Weight-and-bias quantization plays a very important role in the implementation of CNNs in real-life systems [58]. Without weight and bias quantization, it would have been impractical to implement a CNN in an embedded system, where storage space and computation resources are limited. The ability to quantize at 8 bits compared to a 32-bit and 64-bit implementation is a matter of $1/4^{th}$ and $1/8^{th}$ savings in direct storage space, respectively. Quantization of weight and bias also results in a lower memory footprint during the computation of the CNN model. In Table VII, we investigate the effect of weight and bias quantization noise on inference accuracy for the BCNN, SSR-CNN, and MSR-CNN architectures with 1-layer WSD, CASD, and ASD for four different datasets, MNIST, CIFAR-10/100, and Caltech-101. In this experiment, we consider different quantization levels such as 8-bit, 16-bit, and 32 bits. All internal computations are performed using the IEEE 32-bit floating-point precision. Results from Table VII indicate that: 1) The subband decomposition structure provides robustness to weight and bias quantization error compared to full-band CNN architecture. 2) The MSR-CNN with the ASD subband decomposition structure, in general, performs better than the other architectures. 3) The ability of MSR-CNN with an adaptive subband decomposition front-end to perform better with heavily quantized weights and biases makes it an attractive choice for applications that are highly sensitive to computation and storage resources.

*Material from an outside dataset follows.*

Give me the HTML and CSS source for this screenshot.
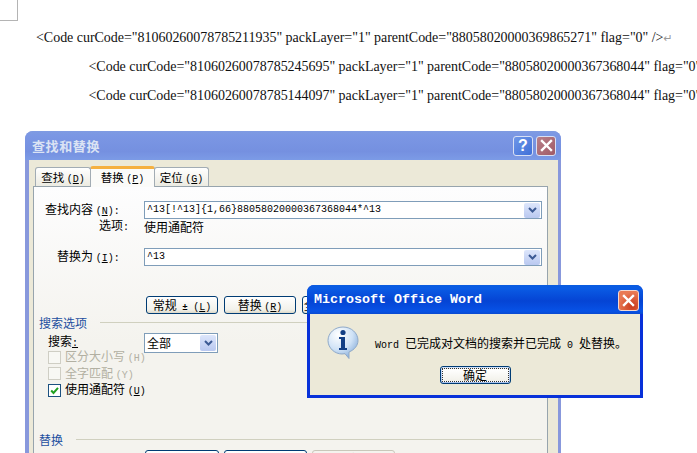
FILE: index.html
```html
<!DOCTYPE html>
<html lang="zh">
<head>
<meta charset="utf-8">
<title>查找和替换</title>
<link rel="stylesheet" href="styles.css">
</head>
<body>
<div class="page">
  <div class="corner"></div>
  <div class="doc">
    <p class="line">&lt;Code curCode="81060260078785211935" packLayer="1" parentCode="88058020000369865271" flag="0" /&gt;<span class="ret">↵</span></p>
    <p class="line indent">&lt;Code curCode="81060260078785245695" packLayer="1" parentCode="88058020000367368044" flag="0" /&gt;</p>
    <p class="line indent">&lt;Code curCode="81060260078785144097" packLayer="1" parentCode="88058020000367368044" flag="0" /&gt;</p>
  </div>

  <section class="dlg">
    <header class="dlg-title">
      <span class="dlg-name">查找和替换</span>
      <span class="cap-btn help">?</span>
      <span class="cap-btn close-dim"><svg width="13" height="13" viewBox="0 0 13 13"><path d="M2 2l9 9M11 2l-9 9" stroke="#fff" stroke-width="2.4" stroke-linecap="square"/></svg></span>
    </header>
    <div class="dlg-body">
      <div class="tabs">
        <span class="tab">查找 <span class="lat">(<u>D</u>)</span></span>
        <span class="tab active">替换 <span class="lat">(<u>P</u>)</span></span>
        <span class="tab">定位 <span class="lat">(<u>G</u>)</span></span>
      </div>
      <div class="panel">
        <div class="row">
          <span class="lab lab-a">查找内容 <span class="lat">(<u>N</u>):</span></span>
          <div class="combo"><span class="val">^13[!^13]{1,66}88058020000367368044*^13</span>
            <span class="drop"><svg width="9" height="7" viewBox="0 0 9 7"><path d="M1 1l3.5 3.5L8 1" fill="none" stroke="#3c5a94" stroke-width="2"/></svg></span></div>
        </div>
        <div class="row opts">
          <span class="lab lab-b">选项<span class="lat">:</span></span>
          <span>使用通配符</span>
        </div>
        <div class="row second">
          <span class="lab lab-c">替换为 <span class="lat">(<u>I</u>):</span></span>
          <div class="combo"><span class="val">^13</span>
            <span class="drop"><svg width="9" height="7" viewBox="0 0 9 7"><path d="M1 1l3.5 3.5L8 1" fill="none" stroke="#3c5a94" stroke-width="2"/></svg></span></div>
        </div>
        <div class="btns">
          <span class="btn b72">常规 <span class="arrows">±</span> <span class="lat">(<u>L</u>)</span></span>
          <span class="btn b72">替换 <span class="lat">(<u>R</u>)</span></span>
          <span class="btn b72">全部替换 <span class="lat">(<u>A</u>)</span></span>
        </div>
        <div class="sect"><span>搜索选项</span><i class="rule"></i></div>
        <div class="search">
          <div class="checks">
            <span class="search-lab">搜索<u class="lat">:</u></span>
            <label class="chk off"><i class="box"></i><span>区分大小写 <span class="lat">(H)</span></span></label>
            <label class="chk off"><i class="box"></i><span>全字匹配 <span class="lat">(Y)</span></span></label>
            <label class="chk"><i class="box on"><svg width="9" height="9" viewBox="0 0 9 9"><path d="M1.2 4.5l2.3 2.5L8 1.8" fill="none" stroke="#21a121" stroke-width="2"/></svg></i><span>使用通配符 <span class="lat">(<u>U</u>)</span></span></label>
          </div>
          <div class="select"><span class="val">全部</span>
            <span class="drop"><svg width="9" height="7" viewBox="0 0 9 7"><path d="M1 1l3.5 3.5L8 1" fill="none" stroke="#3c5a94" stroke-width="2"/></svg></span></div>
        </div>
        <div class="sect sect2"><span>替换</span><i class="rule"></i></div>
        <div class="btns low">
          <span class="btn b73">格式 <span class="lat">(<u>O</u>)</span> ▾</span>
          <span class="btn b83">特殊字符 <span class="lat">(<u>E</u>)</span> ▾</span>
          <span class="btn b83 dis">不限定格式</span>
        </div>
      </div>
    </div>
  </section>

  <section class="msg">
    <header class="msg-title">
      <span class="msg-name">Microsoft Office Word</span>
      <span class="msg-close"><svg width="13" height="13" viewBox="0 0 13 13"><path d="M2 2l9 9M11 2l-9 9" stroke="#fff" stroke-width="2.4" stroke-linecap="square"/></svg></span>
    </header>
    <div class="msg-body">
      <div class="msg-main">
        <svg class="info" width="32" height="33" viewBox="0 0 32 33">
          <defs><radialGradient id="bub" cx="35%" cy="25%" r="85%"><stop offset="0" stop-color="#ffffff"/><stop offset=".55" stop-color="#cfe2f6"/><stop offset="1" stop-color="#7ea6d6"/></radialGradient></defs>
          <path d="M16 1C7.7 1 1 7 1 14.5S7.7 28 15 28c1 0 2-.1 3-.3L22 32.500V26c5.500-2.200 9-6.500 9-11.500C31 7 24.300 1 16 1z" fill="url(#bub)" stroke="#8fa9c8"/>
          <circle cx="16" cy="6.500" r="2.600" fill="#123f86"/>
          <path d="M12 11h6v11h2v2h-8v-2h2v-9h-2z" fill="#123f86"/>
        </svg>
        <p class="msg-text">Word <span class="cjk">已完成对文档的搜索并已完成</span> 0 <span class="cjk">处替换。</span></p>
      </div>
      <div class="msg-actions"><span class="ok"><span class="ok-in">确定</span></span></div>
    </div>
  </section>
</div>
</body>
</html>
```
FILE: styles.css
```css
* { box-sizing: border-box; }
html, body { margin: 0; padding: 0; background: #fff; }
.page {
  position: relative;
  width: 697px;
  height: 453px;
  overflow: hidden;
  background: #fff;
  font: 12px/15px "Noto Sans CJK SC", "Liberation Mono", sans-serif;
  color: #000;
}
u { text-decoration: underline; }
.lat { font: 10px/15px "Liberation Mono", monospace; }

.corner {
  position: absolute;
  left: 0;
  top: 0;
  width: 18px;
  height: 21px;
  border-right: 1px solid #b4b4b4;
  border-bottom: 1px solid #b4b4b4;
}

.doc { padding: 28.500px 0 0 36px; white-space: nowrap; }
.line {
  margin: 0 0 11px;
  height: 18px;
  font: 14px/18px "Liberation Serif", serif;
  letter-spacing: -.03px;
  color: #111;
}
.indent { padding-left: 52.5px; }
.ret { color: #999; font: 11px/18px "DejaVu Sans", sans-serif; }

/* main dialog, a window on the canvas */
.dlg {
  position: absolute;
  left: 25px;
  top: 131px;
  width: 536px;
  height: 340px;
  display: flex;
  flex-direction: column;
  border-radius: 8px 8px 0 0;
  background: #8898dc;
  overflow: hidden;
}
.dlg-title {
  height: 29px;
  flex: none;
  display: flex;
  align-items: center;
  gap: 3px;
  padding: 0 5px 0 7px;
  background: linear-gradient(#7f9be2 0, #7b97e4 15%, #7590e0 70%, #7c9be6 100%);
}
.dlg-name {
  flex: 1;
  font: bold 13px/16px "Noto Sans CJK SC", sans-serif;
  letter-spacing: .6px;
  color: #dbe3f4;
}
.cap-btn {
  width: 20px;
  height: 20px;
  border-radius: 3px;
  border: 1px solid #d8e0f4;
  display: flex;
  align-items: center;
  justify-content: center;
}
.help {
  background: linear-gradient(135deg, #6f97e8, #3f6fd8);
  color: #fff;
  font: bold 16px/18px "Liberation Sans", sans-serif;
}
.close-dim { background: linear-gradient(135deg, #b9808a, #a05a66); }

.dlg-body {
  flex: 1;
  margin: 0 3px 0 4px;
  background: #ece9d8;
  padding: 6px 10px 0 4px;
  display: flex;
  flex-direction: column;
}
.tabs { display: flex; align-items: flex-end; height: 20px; padding-left: 2px; position: relative; z-index: 1; }
.tab {
  height: 19px;
  width: 56px;
  text-align: center;
  font-size: 11.500px;
  line-height: 19px;
  background: linear-gradient(#fff, #ecebe2);
  border: 1px solid #a2acb4;
  border-bottom: 0;
  border-radius: 3px 3px 0 0;
}
.tab.active {
  width: 65px;
  height: 21px;
  margin: 0 0 -1px -1px;
  background: #fbfbf9;
  border-top: 3px solid #f5b040;
  line-height: 17px;
  position: relative;
}
.tab.active + .tab { margin-left: -1px; width: 55px; }

.panel {
  flex: 1;
  border: 1px solid #97a4ad;
  padding: 14px 5px 0 0;
  background: linear-gradient(#fdfdfe, #f4f3ee 55%);
}
.row { display: grid; grid-template-columns: 110px 1fr; align-items: center; }
.lab { white-space: nowrap; }
.lab-a { padding-left: 11px; }
.lab-b { padding-left: 65px; }
.lab-c { padding-left: 23px; }
.opts { height: 15px; margin-top: -2px; }
.second { margin-top: 16px; }

.combo, .select {
  height: 18px;
  border: 1px solid #7f9db9;
  background: #fff;
  display: flex;
  align-items: center;
  justify-content: space-between;
  padding: 0 1px 0 2px;
}
.val { font: 10px/16px "Liberation Mono", monospace; }
.select .val { font: 12px/16px "Noto Sans CJK SC", sans-serif; }
.drop {
  width: 16px;
  height: 15px;
  border-radius: 2px;
  background: linear-gradient(#dde6fb, #b9c8f0);
  display: flex;
  align-items: center;
  justify-content: center;
}

.btns { display: flex; gap: 6px; margin: 30px 0 0 112px; }
.btn {
  flex: none;
  height: 18px;
  border: 1px solid #003c74;
  border-radius: 3px;
  background: linear-gradient(#fff, #f2f1ea 80%, #dcd8c8);
  text-align: center;
  line-height: 15px;
  white-space: nowrap;
}
.b72 { width: 72px; }
.b73 { width: 74px; }
.b83 { width: 83px; }
.dis { color: #aca899; border-color: #c9c7ba; }
.arrows { font: bold 9px/15px "Liberation Sans", sans-serif; margin: 0 3px; }

.sect { display: flex; align-items: center; gap: 13px; margin: 1px 0 0 5px; color: #1d4f9f; height: 15px; }
.rule { flex: 1; height: 1px; background: #d0d0bf; }
.sect2 { margin-top: 33px; }

.search { display: flex; margin: 3px 0 0 14px; }
.checks { width: 96px; display: flex; flex-direction: column; white-space: nowrap; }
.search-lab { height: 16px; line-height: 15px; }
.chk { height: 16.500px; display: flex; align-items: center; gap: 4px; font-size: 12px; }
.chk.off { color: #b2b0a2; }
.box {
  width: 13px;
  height: 13px;
  flex: none;
  border: 1px solid #cfcec4;
  background: #f8f8f4;
  display: flex;
  align-items: center;
  justify-content: center;
}
.box.on { border-color: #1c5180; background: #fff; }
.select { width: 74px; height: 20px; }
.select .drop { height: 16px; }

.low { margin: 3px 0 0 111px; gap: 5px; }
.low .dis { background: #f4f3ee; }

/* message box, a window over the dialog */
.msg {
  position: absolute;
  left: 307px;
  top: 285px;
  width: 336px;
  height: 113px;
  display: flex;
  flex-direction: column;
  border-radius: 7px 7px 0 0;
  background: #0831d9;
  overflow: hidden;
}
.msg-title {
  height: 29px;
  flex: none;
  display: flex;
  align-items: center;
  justify-content: space-between;
  padding: 1px 4px 0 7px;
  background: linear-gradient(#0a5ce0 0, #0a5be4 12%, #0544d4 55%, #0752e6 90%, #0a4ad0 100%);
}
.msg-name {
  font: bold 13.330px/16px "Liberation Mono", monospace;
  color: #fff;
  white-space: nowrap;
}
.msg-close {
  width: 21px;
  height: 21px;
  border: 1px solid #f3d8cf;
  border-radius: 3px;
  background: radial-gradient(circle at 70% 80%, #c93a1c, #e97a54 70%);
  display: flex;
  align-items: center;
  justify-content: center;
}
.msg-body {
  flex: 1;
  margin: 0 3px 3px;
  background: #ece9d8;
  display: flex;
  flex-direction: column;
}
.msg-main { display: flex; align-items: center; gap: 16px; padding: 12px 0 0 17px; }
.info { flex: none; }
.msg-text {
  margin: 3px 0 0;
  font: 10px/15px "Liberation Mono", monospace;
  white-space: nowrap;
}
.cjk { font: 12px/15px "Noto Sans CJK SC", sans-serif; }
.msg-actions { display: flex; justify-content: center; margin-top: 7px; }
.ok {
  width: 71px;
  height: 18px;
  border: 1px solid #003c74;
  border-radius: 3px;
  padding: 1px;
  background: linear-gradient(#cfe0fb, #a9c2ee);
}
.ok-in {
  display: block;
  height: 14px;
  line-height: 12px;
  text-align: center;
  border: 1px dotted #333;
  background: linear-gradient(#fff, #f2f1ea);
}
```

Both Tables VI and VII indicate that the MSR-CNN with the ASD decomposition structure performs the best. For applications with an additional need for reducing computation resources, the CASD structure may be a suitable compromise between computation cost and performance. As a final note, we would like to emphasize that the proposed architectures can be combined with sophisticated weight quantization methods, e.g., range batch normalization. Investigation of which method complements better the proposed architectures is beyond the scope of this work.